- GIVEN PROBLEM:
Lines containing the word "that" are the ones to copy from the records below.

- GIVEN INFORMATION:
════════

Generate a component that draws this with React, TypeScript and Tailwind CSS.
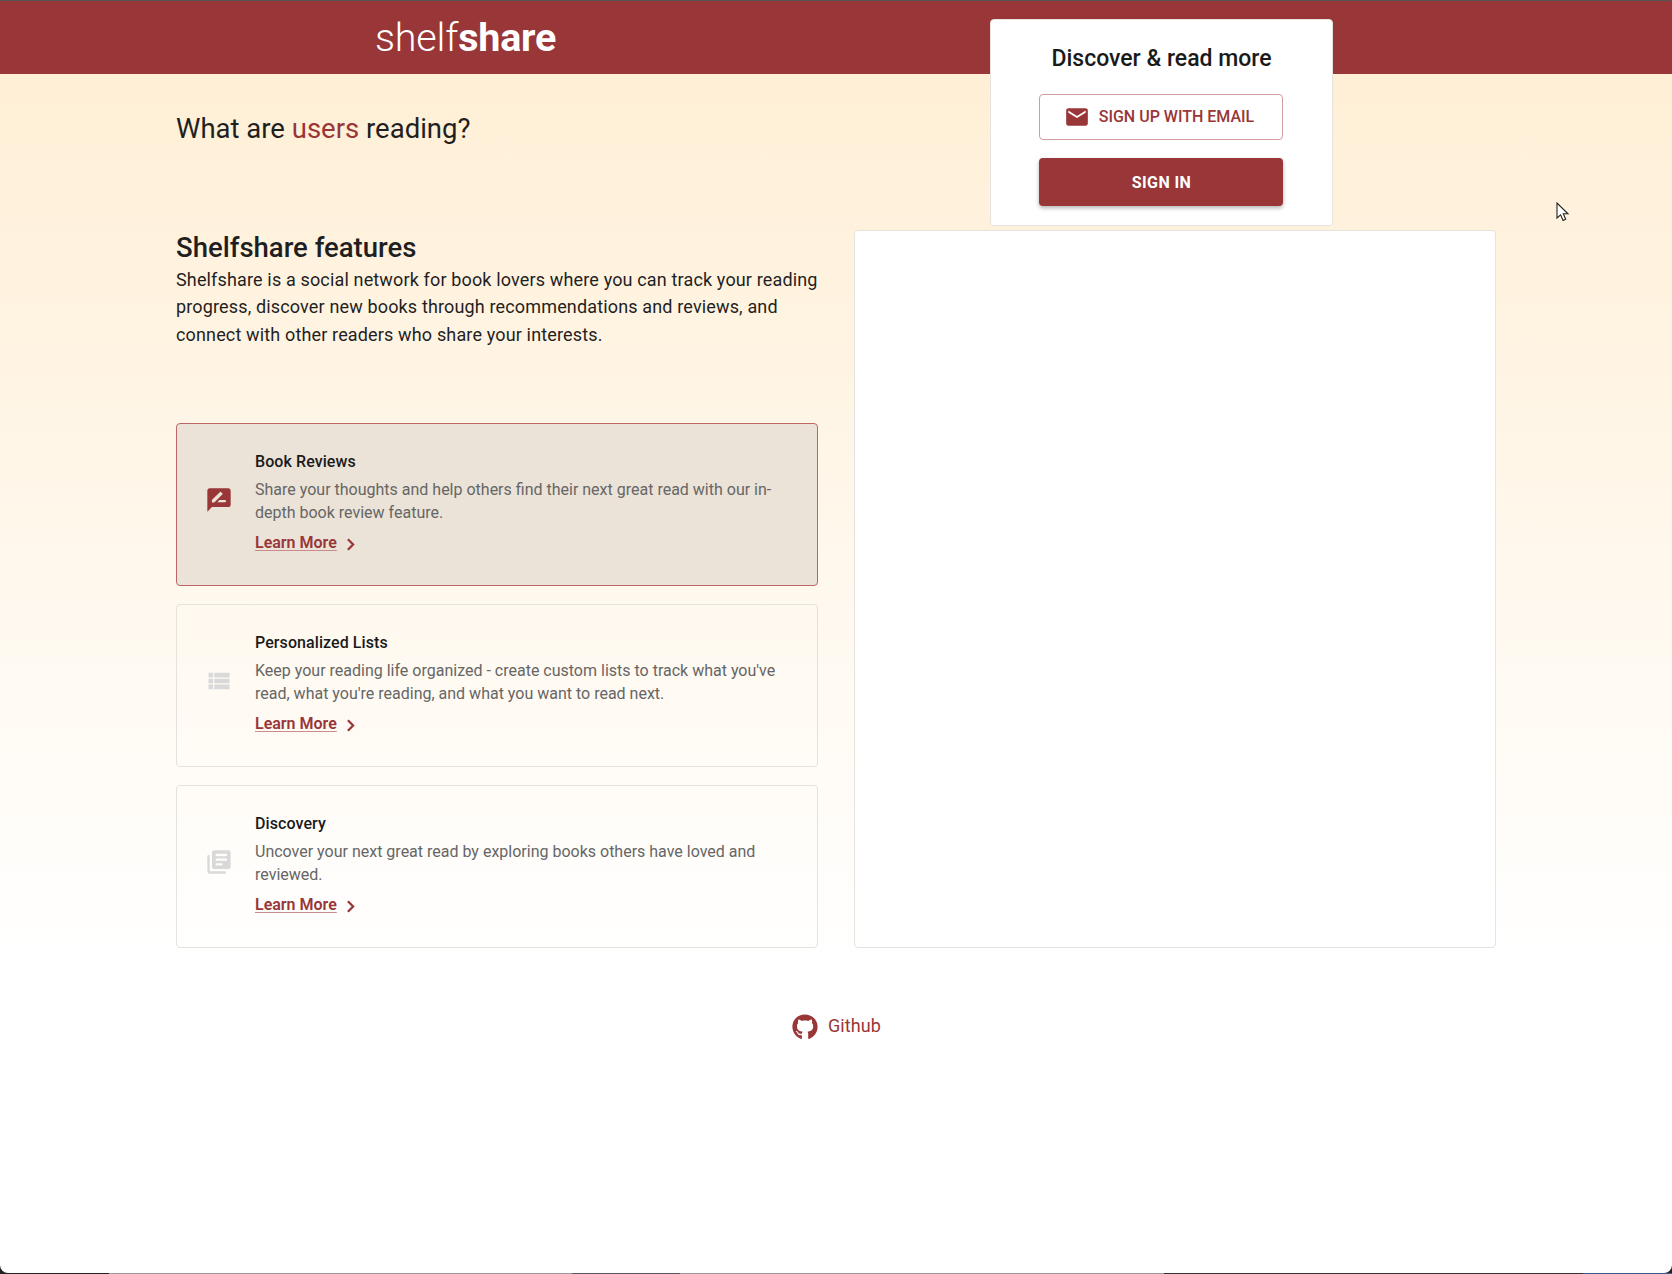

════════

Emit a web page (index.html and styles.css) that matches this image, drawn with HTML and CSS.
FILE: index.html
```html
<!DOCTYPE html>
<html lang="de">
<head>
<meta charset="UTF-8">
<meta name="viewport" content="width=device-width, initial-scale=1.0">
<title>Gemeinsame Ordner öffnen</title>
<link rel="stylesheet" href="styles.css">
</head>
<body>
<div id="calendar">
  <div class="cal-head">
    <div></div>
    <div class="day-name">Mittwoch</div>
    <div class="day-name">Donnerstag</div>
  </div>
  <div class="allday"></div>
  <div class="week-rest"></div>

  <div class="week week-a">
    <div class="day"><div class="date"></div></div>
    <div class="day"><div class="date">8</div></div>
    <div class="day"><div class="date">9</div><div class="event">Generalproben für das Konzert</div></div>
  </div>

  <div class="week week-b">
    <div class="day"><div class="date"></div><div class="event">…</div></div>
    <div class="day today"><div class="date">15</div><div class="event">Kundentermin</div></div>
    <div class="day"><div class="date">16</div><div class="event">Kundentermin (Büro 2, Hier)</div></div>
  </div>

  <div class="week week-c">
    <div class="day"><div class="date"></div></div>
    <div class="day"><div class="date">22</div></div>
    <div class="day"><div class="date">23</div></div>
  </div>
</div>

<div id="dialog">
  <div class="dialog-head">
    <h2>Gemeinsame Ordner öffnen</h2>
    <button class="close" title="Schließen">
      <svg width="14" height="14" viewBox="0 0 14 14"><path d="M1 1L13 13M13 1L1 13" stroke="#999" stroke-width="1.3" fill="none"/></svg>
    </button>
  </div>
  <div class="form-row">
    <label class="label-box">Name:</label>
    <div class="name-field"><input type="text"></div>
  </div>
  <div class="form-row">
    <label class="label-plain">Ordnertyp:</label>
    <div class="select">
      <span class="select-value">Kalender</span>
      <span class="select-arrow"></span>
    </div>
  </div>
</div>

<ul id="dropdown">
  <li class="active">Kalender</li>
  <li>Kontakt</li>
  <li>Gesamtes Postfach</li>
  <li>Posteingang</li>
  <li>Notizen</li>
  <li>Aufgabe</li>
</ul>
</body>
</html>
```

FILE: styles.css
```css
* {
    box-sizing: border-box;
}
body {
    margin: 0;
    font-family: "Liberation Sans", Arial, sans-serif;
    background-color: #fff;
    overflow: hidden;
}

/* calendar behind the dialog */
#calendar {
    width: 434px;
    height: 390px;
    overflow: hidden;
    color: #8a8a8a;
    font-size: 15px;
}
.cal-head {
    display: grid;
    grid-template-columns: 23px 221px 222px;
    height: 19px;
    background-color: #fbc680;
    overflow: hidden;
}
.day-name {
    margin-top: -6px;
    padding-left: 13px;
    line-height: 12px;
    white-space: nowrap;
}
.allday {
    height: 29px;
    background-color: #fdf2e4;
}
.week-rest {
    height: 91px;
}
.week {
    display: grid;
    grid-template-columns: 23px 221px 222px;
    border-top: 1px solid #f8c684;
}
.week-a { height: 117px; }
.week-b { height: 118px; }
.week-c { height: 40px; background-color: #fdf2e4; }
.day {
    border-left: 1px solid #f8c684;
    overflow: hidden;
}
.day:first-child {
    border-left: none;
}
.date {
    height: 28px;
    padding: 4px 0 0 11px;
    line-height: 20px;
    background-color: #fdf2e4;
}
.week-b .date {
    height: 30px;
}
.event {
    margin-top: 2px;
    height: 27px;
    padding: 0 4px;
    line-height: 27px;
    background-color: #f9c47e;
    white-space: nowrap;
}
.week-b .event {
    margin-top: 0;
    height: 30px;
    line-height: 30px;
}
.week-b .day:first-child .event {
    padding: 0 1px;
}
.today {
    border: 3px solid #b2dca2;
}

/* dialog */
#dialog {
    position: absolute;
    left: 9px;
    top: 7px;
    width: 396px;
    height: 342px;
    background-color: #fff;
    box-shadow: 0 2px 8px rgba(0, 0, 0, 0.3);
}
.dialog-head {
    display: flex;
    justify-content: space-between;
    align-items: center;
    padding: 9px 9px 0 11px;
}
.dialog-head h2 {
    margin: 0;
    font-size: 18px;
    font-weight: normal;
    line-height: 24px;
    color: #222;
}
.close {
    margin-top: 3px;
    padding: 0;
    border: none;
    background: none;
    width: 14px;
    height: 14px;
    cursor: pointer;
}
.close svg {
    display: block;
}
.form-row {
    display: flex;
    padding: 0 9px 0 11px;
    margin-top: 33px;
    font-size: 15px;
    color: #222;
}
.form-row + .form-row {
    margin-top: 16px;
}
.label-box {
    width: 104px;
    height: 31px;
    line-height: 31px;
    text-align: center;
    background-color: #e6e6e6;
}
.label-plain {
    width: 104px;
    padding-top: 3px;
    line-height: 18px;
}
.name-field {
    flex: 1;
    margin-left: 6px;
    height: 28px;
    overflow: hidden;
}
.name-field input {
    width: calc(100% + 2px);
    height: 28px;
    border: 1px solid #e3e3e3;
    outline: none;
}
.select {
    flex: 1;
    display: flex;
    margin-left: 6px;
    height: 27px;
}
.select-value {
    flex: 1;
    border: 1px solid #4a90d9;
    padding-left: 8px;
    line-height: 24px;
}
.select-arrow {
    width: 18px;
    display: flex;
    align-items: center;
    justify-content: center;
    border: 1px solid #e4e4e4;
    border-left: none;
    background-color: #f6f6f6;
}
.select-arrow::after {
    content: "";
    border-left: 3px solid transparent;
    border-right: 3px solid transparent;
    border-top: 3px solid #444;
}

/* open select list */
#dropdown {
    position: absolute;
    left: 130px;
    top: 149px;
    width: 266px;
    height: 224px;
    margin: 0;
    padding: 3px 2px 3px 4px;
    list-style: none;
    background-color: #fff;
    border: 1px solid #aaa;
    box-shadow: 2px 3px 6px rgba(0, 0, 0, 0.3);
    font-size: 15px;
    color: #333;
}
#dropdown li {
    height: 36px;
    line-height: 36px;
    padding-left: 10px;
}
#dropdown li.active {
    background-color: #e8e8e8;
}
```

════════

- REPLY TO THE TASK:
Generate a component that draws this with React, TypeScript and Tailwind CSS.
Emit a web page (index.html and styles.css) that matches this image, drawn with HTML and CSS.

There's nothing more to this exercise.